RESEARCH TRIANGLE PARK, NC--(Marketwire - January 26, 2011) -  The last decade of Medical Affairs restructuring and growth has driven a shift of responsibility to the regional and local affiliate level, allowing for processes and communication customized for local needs and preferences.

In a newly released study, life sciences executives discussed giving more responsibilities to country-level affiliates to better meet the needs of the global medical community. "In the last ten years companies rose to the challenge of increasing global complexity by investing to ensure departments in key markets were structured for success in changing regulatory environments," said Adam Bianchi, chief operating officer of Cutting Edge Information. 

"The growth of clinical development investment in emerging markets has been a major driver of the need to support growing communities of medical professionals," said Ryan McGuire, project leader for "Medical Affairs: Effective Global Resource Allocation."

"Country-level medical affairs groups participating in the study were responsible for an average of 6.4 of the 11 common subfunctions. U.S.-based medical affairs group are responsible for an average of 8.2 subfunctions," said McGuire.

With a clear Medical Affairs strategy set and coordinated by a global authority, local leaders can ensure effective implementation. "Companies want to create a harmonious global medical strategy," said Bianchi. "To do that, many companies have increased the responsibilities of affiliate groups."

Medical publications and thought leader management are the top subfunctions managed regionally or by country unit with medical information and medical education next most common.
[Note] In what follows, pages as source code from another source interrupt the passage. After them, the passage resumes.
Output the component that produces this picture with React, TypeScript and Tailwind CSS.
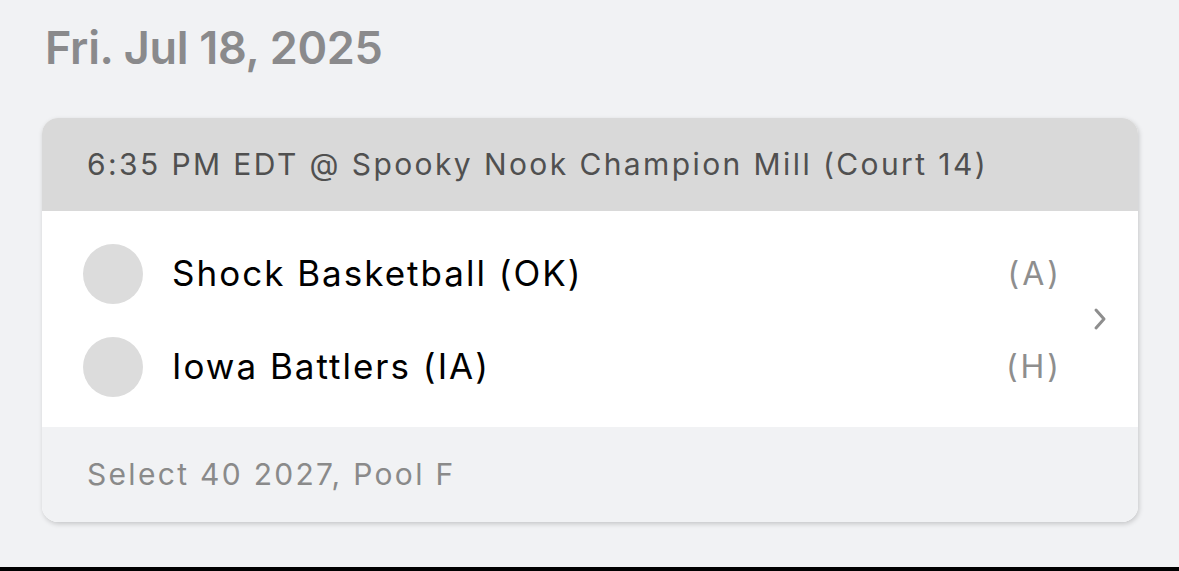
// Game schedule card

import React from "react";

const font = { fontFamily: "Inter, 'Noto Sans', sans-serif" };

function TeamRow({ name, side }: { name: string; side: string }) {
  return (
    <div className="h-[93px] flex items-center">
      <div className="w-[60px] h-[60px] rounded-full bg-[#dcdcdc] shrink-0" />
      <div className="ml-[29px] flex-1 text-[35px] text-black tracking-[2px]">{name}</div>
      <div className="text-[32px] text-[#8e8e8e] tracking-[3px]">{side}</div>
    </div>
  );
}

export default function App() {
  return (
    <div className="h-[571px] w-[1179px] bg-[#f1f2f4] flex flex-col overflow-hidden" style={font}>
      <div className="pl-[45px] pt-[14px] h-[118px] text-[45px] font-semibold text-[#8a8a8c] tracking-[-0.3px]">
        Fri. Jul 18, 2025
      </div>
      <div className="ml-[42px] w-[1096px] rounded-[16px] overflow-hidden bg-white shadow-[1px_2px_5px_rgba(0,0,0,0.18)]">
        <div className="h-[93px] bg-[#d9d9d9] px-[45px] flex items-center text-[30px] text-[#505050] tracking-[2.4px]">
          6:35 PM EDT @ Spooky Nook Champion Mill (Court 14)
        </div>
        <div className="h-[216px] bg-white flex items-center pl-[41px] pr-[30px]">
          <div className="flex-1 flex flex-col pt-[2px]">
            <TeamRow name="Shock Basketball (OK)" side="(A)" />
            <TeamRow name="Iowa Battlers (IA)" side="(H)" />
          </div>
          <svg width="16" height="26" viewBox="0 0 16 26" className="ml-[30px]">
            <polyline points="4,4 12,13 4,22" fill="none" stroke="#8e8e8e" strokeWidth="3" strokeLinecap="round" strokeLinejoin="round" />
          </svg>
        </div>
        <div className="h-[95px] bg-[#f1f2f4] px-[45px] flex items-center text-[30px] text-[#8a8a8a] tracking-[2.3px]">
          Select 40 2027, Pool F
        </div>
      </div>
      <div className="flex-1" />
      <div className="h-[4px] bg-black" />
    </div>
  );
}
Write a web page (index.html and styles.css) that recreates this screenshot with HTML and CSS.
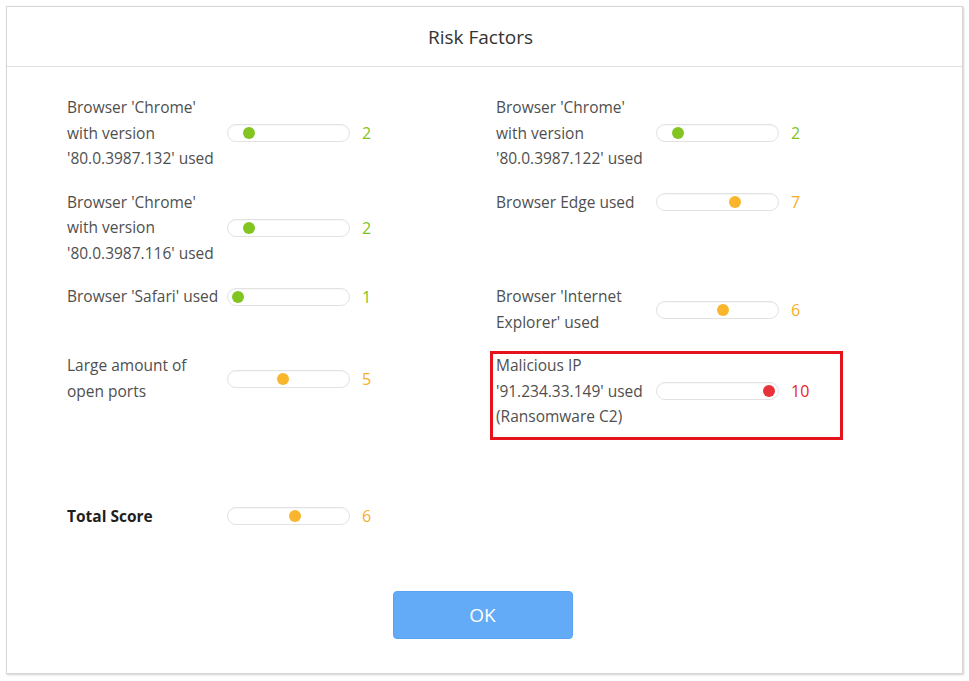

  • Medical Publications - 91%
  • Thought Leader Management - 91%
  • Medical Information - 82%
  • Medical Education - 82%
  • Investigator-Initiated Trials - 73%
  • Medical Grants - 64%
  • Medical Science Liaison Programs - 64%
  • Compliance - 55%
  • Speaker Programs - 55%
  • Regulatory Affairs - 45%
  • Health Economics - 27%

(Medical Affairs breakdown at

Executives participating in the study found Thought Leader Management to be an ideal subfunction for piloting affiliate management. Local personnel are often better able to cultivate key opinion leader (KOL) relationships in their country. Regional medical affairs personnel are often practicing physicians, giving them a firsthand understanding of their colleagues' needs.